In the crinkled, crumpled little walnut that constitutes America’s political discourse, the question of Libya has been reduced to the petty, bitter political wranglings over “Benghazi,” where American officials were killed in a FUBAR of covert ops and clueless incompetence. (Then again, covert ops and clueless incompetence are the M.O. of American foreign policy in general, so it’s hard to see what’s particularly ‘scandalous’ about the Benghazi incident. This deadly combination kills innocent people all over the world on an almost daily basis.)
Indeed, the hyper-partisan focus on Benghazi actually reflects the thoroughly bipartisan nature of America’s fubarish foreign policy. We should be having long, heated, intense hearings on the US-NATO military intervention itself — an illegal and utterly foolish assault which has plunged the country into violent chaos, empowered violent religious extremism and destabilized large swaths of Africa. It sparked violent civil war in Mali, for example; and even the dreaded Boko Haram in Nigeria have acquired copious arms from the flood of weaponry released by Western intervention, as well as funds and training from the extremist groups empowered by (and sometimes directly supported by) the Western powers in the regime change operation.
But we hear nothing of all this. It’s just “Benghazi” — a convenient ‘controversy’ for all involved, as it save them from any examination of the dirty reality of the intervention and its dirty aftermath. Fortunately, Patrick Cockburn is on the case, with an excellent article in CounterPunch detailing the “slow-motion coup” now being attempted in Libya by an American-backed general, and the larger context around it. The article is worth reading in full, but here are some excerpts:
The image of the Libyan revolution in 2011 was something of a fabrication in which the decisive role of Nato air power was understated. The same may be true of the counter-revolution in Libya that is being ushered in by ex-general Kalifa Hifter’s slow-motion coup which gathered support last week but without making a decisive breakthrough. …
Polarisation is happening throughout the country, but it has some way to go. Hifter’s support is stronger than expected but ramshackle, even if it is in keeping with the mood of much of the country. Thousands joined demonstrations across Libya on Friday in the biggest mass rallies since 2011 in support of Hifter, against the Islamic militias and in favour of the suspension of the Islamist-led parliament. The problem here is that Hifter may be able to tap mass resentment against the militias and in favour of a reconstituted police and national army, but his own Libyan National Army is itself a militia.
A crisis is clearly coming, but the Hifter coup still feels like the first act of a drama which will have more episodes, many of them violent, but without any final winner necessarily emerging. The present situation feels more like Lebanon, with its many power centres and no strong central state, than Egypt or Syria with their tradition of an all-powerful central authority. And in Libya, as in Lebanon during the civil war, it is foreign intervention that is likely to break the stalemate and determine the speed and direction of events as it did in 2011.
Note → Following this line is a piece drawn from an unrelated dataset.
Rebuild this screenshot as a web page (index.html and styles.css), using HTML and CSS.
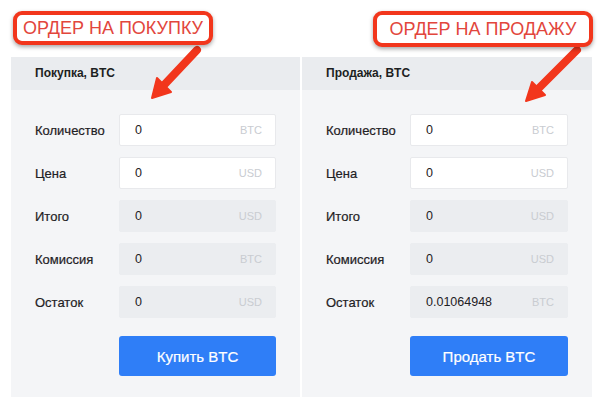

Foreign intervention is as likely to precipitate a civil war as prevent one. In Syria it led the opposition to imagine that they could win a military conflict. It is worth keeping in mind that, bad though the situation is in Libya, so far there is nothing like the violence of Iraq, Syria, Afghanistan or Lebanon during the civil war. Arbitrary and authoritarian though Gaddafi’s rule was, it was never as violent as that of the Baathist dictatorships in Baghdad and Damascus. With no tradition of extreme violence, up to now Libya’s road to ruin has been relatively low on casualties, but this could change very swiftly if present stand-offs switch to military confrontations.
In Libya, as in the other so-called Arab Spring states, hopes of a better tomorrow have melted away over the past three years. In the outside world, those who fully believed foreign media reports of the Libyan people’s uprising of 2011 as being primarily secular and democratic will have been dismayed and mystified. In reality, the Libyan revolution was rather different from the way it presented itself. From the beginning, the so-called Arab Spring revolts were a peculiar mix of revolution, counter-revolution and foreign intervention. It is worth recalling the shock felt by those who had lauded the Libyan revolt as progressive to discover that one of the first acts of Libya’s National Transitional Council in October 2011 was to lift the law banning polygamy, on the grounds that it was in conflict with sharia.
This should not have been quite so surprising, given that among the main backers of the rebels in Libya were Saudi Arabia and the Gulf states who saw the revolts of 2011 as a battle for their own survival. It was always absurd and hypocritical for the West to pretend that these absolute monarchies with extreme Islamic ideologies were interested in spreading secular democracy.
These are of course the same monarchies supporting the rebels in Syria (along with copious overt and covert support from the West). Here too we have seen massive propaganda efforts in the Western media to portray the Syrian uprising as “as being primarily secular and democratic.” As’ad AbuKhalil, the “Angry Arab,” does a good job of skewering this propaganda on a regular basis, particularly the Western media’s unconscionable contortions to mitigate, justify or simply cover up atrocities committed by the rebels.